But then I ran into this:

bitsgalore/tikadetect#1

After which I gave up on it. Just thought I'd drop those links here, just in case it's useful!

from textract.

chrismattmann commented on May 18, 2024

Hi @deanmalmgren thanks for roping me in! To answer your question, I'm open to using pyjnius if it's better than JCC. Right now I'm experimenting with just making Tika available from Python in the easiest manner possible. JCC has its issues mostly having to do with weird configuration that's kind of unknown to me at times. I modeled my tika-python wrapper after Aptivate Tika which to my knowledge about a year ago was really the only well defined effort to expose Tika to Python. It had been forked many times, adapted in various ways, etc.

I'm happy to explore other Python integration facilities, with the ultimate goal of getting this pushed upstream into Apache Tika. I'd like Python support to be a focus there since there are many folks working to improve Tika at Apache and since it we maintain other bindings there (e.g., just as a basic .NET facility, even though there are other examples of such bindings e.g., http://kevm.github.io/tikaondotnet/).

That said, in looking at textract, I'm wondering - how are its goals different than Apache Tika's? If they are the same, it would be good to join forces and simply make a great Python version of Tika and then provide that to the community.

Thoughts? Thanks for checking out tika-python. I'm currently using it on the DARPA XDATA project in concert with a simple ETL library (https://github.com/chrismattmann/etllib) and Apache OODT (http://oodt.apache.org/) and Apache Solr (http://lucene.apache.org/solr/).

from textract.

GomesNayagam commented on May 18, 2024

@deanmalmgren yes, we run the tika jar as separate process with Thrift(java service) and use python thrift client to access the functionality. Since our use case is online collaboration, we need to have scaled manner to deal with this problem. For your case you can go with your approach or use python subprocess to load the jar as command line mode and get the result.

from textract.

deanmalmgren commented on May 18, 2024

@bitsgalore thanks for sharing the links; that's great to know.

from textract.

deanmalmgren commented on May 18, 2024

@chrismattmann Thanks for sharing your thoughts on how you developed the tika python bindings and the pros/cons of pyjnius vs JCC.

That said, in looking at textract, I'm wondering - how are its goals different than Apache Tika's? If they are the same, it would be good to join forces and simply make a great Python version of Tika and then provide that to the community.

This is a great question and admittedly something I have been grappling with quite a bit since I was first made aware of Tika.

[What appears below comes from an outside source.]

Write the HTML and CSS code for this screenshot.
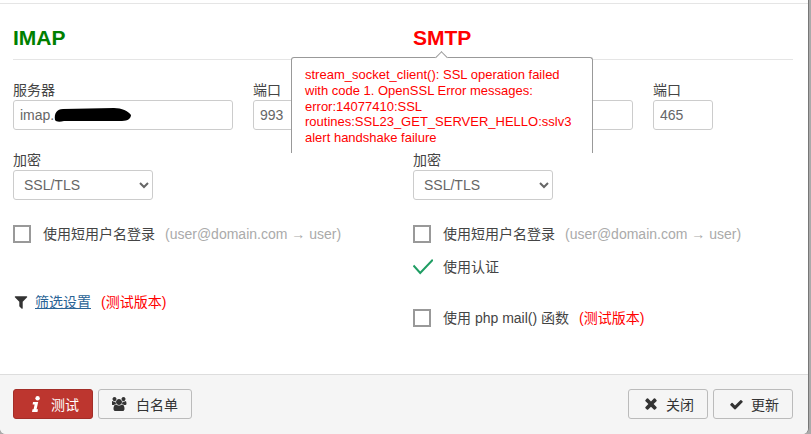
FILE: index.html
```html
<!DOCTYPE html>
<html lang="zh">
<head>
    <meta charset="UTF-8">
    <meta name="viewport" content="width=device-width, initial-scale=1.0">
    <title>邮件设置</title>
    <link rel="stylesheet" href="styles.css">
</head>
<body>
    <div class="modal">
        <div class="modal-body">
            <section class="col">
                <h2 class="legend legend-imap">IMAP</h2>
                <div class="field-row">
                    <div class="field">
                        <label>服务器</label>
                        <div class="redacted">
                            <input class="input-host" type="text" value="imap.">
                            <svg class="scribble" viewBox="0 0 77 14"><path d="M1 12 C0 5 3 1 9 1 L60 0 C68 0 74 3 77 7 C77 10 74 13 68 13 L10 13 C6 14 2 14 1 12 Z"/></svg>
                        </div>
                    </div>
                    <div class="field">
                        <label>端口</label>
                        <input class="input-port" type="text" value="993">
                    </div>
                </div>
                <div class="field">
                    <label>加密</label>
                    <select class="select-enc"><option>SSL/TLS</option></select>
                </div>
                <div class="check-row first-check">
                    <span class="checkbox"></span>
                    <span>使用短用户名登录</span>
                    <span class="hint">(user@domain.com → user)</span>
                </div>
                <div class="filter-row">
                    <svg class="icon-filter" viewBox="0 0 1408 1792"><path d="M1403 295q17 41-14 70l-493 493v742q0 42-39 59-13 5-25 5-27 0-45-19l-256-256q-19-19-19-45v-486l-493-493q-31-29-14-70 17-39 59-39h1280q42 0 59 39z"/></svg>
                    <a href="#">筛选设置</a>
                    <span class="beta">(测试版本)</span>
                </div>
            </section>

            <section class="col">
                <h2 class="legend legend-smtp">SMTP</h2>
                <div class="field-row">
                    <div class="field">
                        <label>&nbsp;</label>
                        <input class="input-host" type="text">
                    </div>
                    <div class="field">
                        <label>端口</label>
                        <input class="input-port" type="text" value="465">
                    </div>
                </div>
                <div class="field">
                    <label>加密</label>
                    <select class="select-enc"><option>SSL/TLS</option></select>
                </div>
                <div class="check-row first-check">
                    <span class="checkbox"></span>
                    <span>使用短用户名登录</span>
                    <span class="hint">(user@domain.com → user)</span>
                </div>
                <div class="check-row auth-row">
                    <svg class="icon-ok" viewBox="0 0 20 16"><path d="M0.5 6.5 L7.2 14 L19.8 0.8"/></svg>
                    <span>使用认证</span>
                </div>
                <div class="check-row mail-row">
                    <span class="checkbox"></span>
                    <span>使用 php mail() 函数</span>
                    <span class="beta">(测试版本)</span>
                </div>
            </section>
        </div>

        <div class="popover">
            <div class="popover-arrow"></div>
            <div class="popover-text">stream_socket_client(): SSL operation failed with code 1. OpenSSL Error messages: error:14077410:SSL routines:SSL23_GET_SERVER_HELLO:sslv3 alert handshake failure</div>
        </div>

        <div class="modal-footer">
            <button class="btn btn-test">
                <svg class="icon-info" viewBox="0 0 8 16"><circle cx="5.6" cy="2.2" r="2.2"/><path d="M1 6 H6.2 L4.6 13.2 H6 L5.5 16 H0 L0.5 13.2 H1.6 L2.6 8.4 H0.6 Z"/></svg>
                测试
            </button>
            <button class="btn btn-white">
                <svg class="icon-users" viewBox="0 0 1920 1792"><path d="M529 896q-162 5-265 128h-134q-82 0-138-40.5t-56-118.5q0-353 124-353 6 0 43.5 21t97.5 42.5 119 21.5q67 0 133-23-5 37-5 66 0 139 81 256zm1071 637q0 120-73 189.5t-194 69.5h-874q-121 0-194-69.5t-73-189.5q0-53 3.5-103.5t14-109 26.5-108.5 43-97.5 62-81 85.5-53.5 111.5-20q10 0 43 21.5t73 48 107 48 135 21.5 135-21.5 107-48 73-48 43-21.5q61 0 111.5 20t85.5 53.5 62 81 43 97.5 26.5 108.5 14 109 3.5 103.5zm-1024-1277q0 106-75 181t-181 75-181-75-75-181 75-181 181-75 181 75 75 181zm704 384q0 159-112.5 271.5t-271.5 112.5-271.5-112.5-112.5-271.5 112.5-271.5 271.5-112.5 271.5 112.5 112.5 271.5zm576 225q0 78-56 118.5t-138 40.5h-134q-103-123-265-128 81-117 81-256 0-29-5-66 66 23 133 23 59 0 119-21.5t97.5-42.5 43.5-21q124 0 124 353zm-128-609q0 106-75 181t-181 75-181-75-75-181 75-181 181-75 181 75 75 181z"/></svg>
                白名单
            </button>
            <button class="btn btn-close">
                <svg class="icon-times" viewBox="100 330 1210 1240"><path d="M1298 1322q0 40-28 68l-136 136q-28 28-68 28t-68-28l-294-294-294 294q-28 28-68 28t-68-28l-136-136q-28-28-28-68t28-68l294-294-294-294q-28-28-28-68t28-68l136-136q28-28 68-28t68 28l294 294 294-294q28-28 68-28t68 28l136 136q28 28 28 68t-28 68l-294 294 294 294q28 28 28 68z"/></svg>
                关闭
            </button>
            <button class="btn btn-update">
                <svg class="icon-check" viewBox="100 300 1600 1200"><path d="M1671 566q0 40-28 68l-724 724-136 136q-28 28-68 28t-68-28l-136-136-362-362q-28-28-28-68t28-68l136-136q28-28 68-28t68 28l294 295 656-657q28-28 68-28t68 28l136 136q28 28 28 68z"/></svg>
                更新
            </button>
        </div>
    </div>
</body>
</html>
```

FILE: styles.css
```css
* {
    box-sizing: border-box;
}

html, body {
    margin: 0;
    height: 100%;
    overflow: hidden;
}

body {
    background-color: #aaa;
    font-family: "Liberation Sans", "Noto Sans CJK SC", sans-serif;
    font-size: 14px;
    line-height: 20px;
    color: #444;
}

.modal {
    position: relative;
    display: flex;
    flex-direction: column;
    width: 809px;
    height: 434px;
    padding-top: 3px;
    background-color: #fff;
    border-right: 1px solid #777;
    border-radius: 0 0 6px 6px;
    overflow: hidden;
}

.modal-body {
    display: flex;
    gap: 20px;
    padding: 0 15px 0 13px;
    border-top: 1px solid #e5e5e5;
}

.col {
    width: 380px;
}

.legend {
    margin: 22px 0 20px;
    padding-bottom: 9px;
    font-size: 21px;
    line-height: 24px;
    font-weight: bold;
    border-bottom: 1px solid #e5e5e5;
}

.legend-imap {
    color: #008000;
}

.legend-smtp {
    color: #f00;
}

.field-row {
    display: flex;
    gap: 20px;
    margin-bottom: 20px;
}

.field label {
    display: block;
}

.redacted {
    position: relative;
}

.scribble {
    position: absolute;
    left: 41px;
    top: 8px;
    width: 77px;
    height: 14px;
}

input, select {
    height: 30px;
    font-family: inherit;
    font-size: 14px;
    color: #666;
    background-color: #fff;
    border: 1px solid #ccc;
    border-radius: 3px;
    padding: 0 6px;
    display: block;
}

.input-host {
    width: 220px;
}

.input-port {
    width: 60px;
}

.select-enc {
    width: 140px;
}

.check-row {
    display: flex;
    align-items: center;
    height: 20px;
}

.first-check {
    margin-top: 24px;
}

.auth-row {
    margin-top: 13px;
}

.mail-row {
    margin-top: 31px;
}

.checkbox {
    width: 18px;
    height: 18px;
    margin-right: 12px;
    border: 2px solid #999;
}

.icon-ok {
    width: 20px;
    height: 16px;
    margin-right: 10px;
    fill: none;
    stroke: #1f9d63;
    stroke-width: 2;
}

.hint {
    margin-left: 10px;
    color: #aaa;
}

.beta {
    margin-left: 10px;
    color: #f00;
}

.filter-row {
    display: flex;
    align-items: center;
    height: 20px;
    margin-top: 48px;
}

.filter-row a {
    color: #2a6496;
}

.icon-filter {
    width: 14px;
    height: 16px;
    margin: 0 7px 0 1px;
    fill: #333;
}

.popover {
    position: absolute;
    left: 291px;
    top: 57px;
    width: 302px;
    height: 96px;
    background-color: #fff;
    border: 1px solid #999;
    border-bottom: none;
    border-radius: 3px 3px 0 0;
}

.popover-arrow {
    position: absolute;
    left: 145px;
    top: -5px;
    width: 9px;
    height: 9px;
    background-color: #fff;
    border-top: 1px solid #999;
    border-left: 1px solid #999;
    transform: rotate(45deg);
}

.popover-text {
    position: relative;
    padding: 9px 13px 0;
    font-size: 13px;
    color: #f00;
    line-height: 15.75px;
}

.modal-footer {
    display: flex;
    gap: 5px;
    margin-top: auto;
    height: 60px;
    padding: 14px 15px 0 13px;
    background-color: #f5f5f5;
    border-top: 1px solid #ddd;
}

.btn {
    display: flex;
    align-items: center;
    height: 30px;
    padding: 0;
    font-family: inherit;
    font-size: 14px;
    color: #333;
    background-color: #f5f5f5;
    border: 1px solid #bbb;
    border-radius: 3px;
}

.btn-test {
    width: 80px;
    padding-left: 18px;
    gap: 11px;
    color: #fff;
    background-color: #bd362f;
    border-color: #a32e28;
}

.btn-white {
    width: 94px;
    padding-left: 13px;
    gap: 9px;
}

.btn-close {
    width: 80px;
    margin-left: auto;
    padding-left: 16px;
    gap: 9px;
}

.btn-update {
    width: 80px;
    padding-left: 16px;
    gap: 8px;
}

.icon-info {
    width: 8px;
    height: 16px;
    fill: #fff;
}

.icon-users {
    width: 15px;
    height: 14px;
    fill: #333;
}

.icon-times {
    width: 12px;
    height: 12px;
    fill: #333;
}

.icon-check {
    width: 13px;
    height: 11px;
    fill: #333;
}
```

One key difference, at least as far as I understand Tika, is that Tika provides one and only one parser class for each document type. Textract, on the other hand, is parser method agnostic meaning that we could have multiple ways of extracting content from the same document type. For example, you can currently either parse PDFs with the pdftotext command line utility or with the pdfminer python package and this can be controlled with the --method command line argument or the method kwarg to textract.process. Sometimes there is a tradeoff on accuracy vs performance and I think its important to give users flexibility when parsing content.

In that vein, it seems natural to extend textract to have tika support (either by JCC or pyjnius) because it is yet another way to extract text. Provided its as easy to install textract as it is today (with one apt-get install command and one pip install command), this seems like a great addition.

I'm certainly not opposed to creating a "Tika for python" but think that realistically other tools beyond Tika are probably just as good, if not better, at extracting content. The intent here is to pull all those together in one easy to use way.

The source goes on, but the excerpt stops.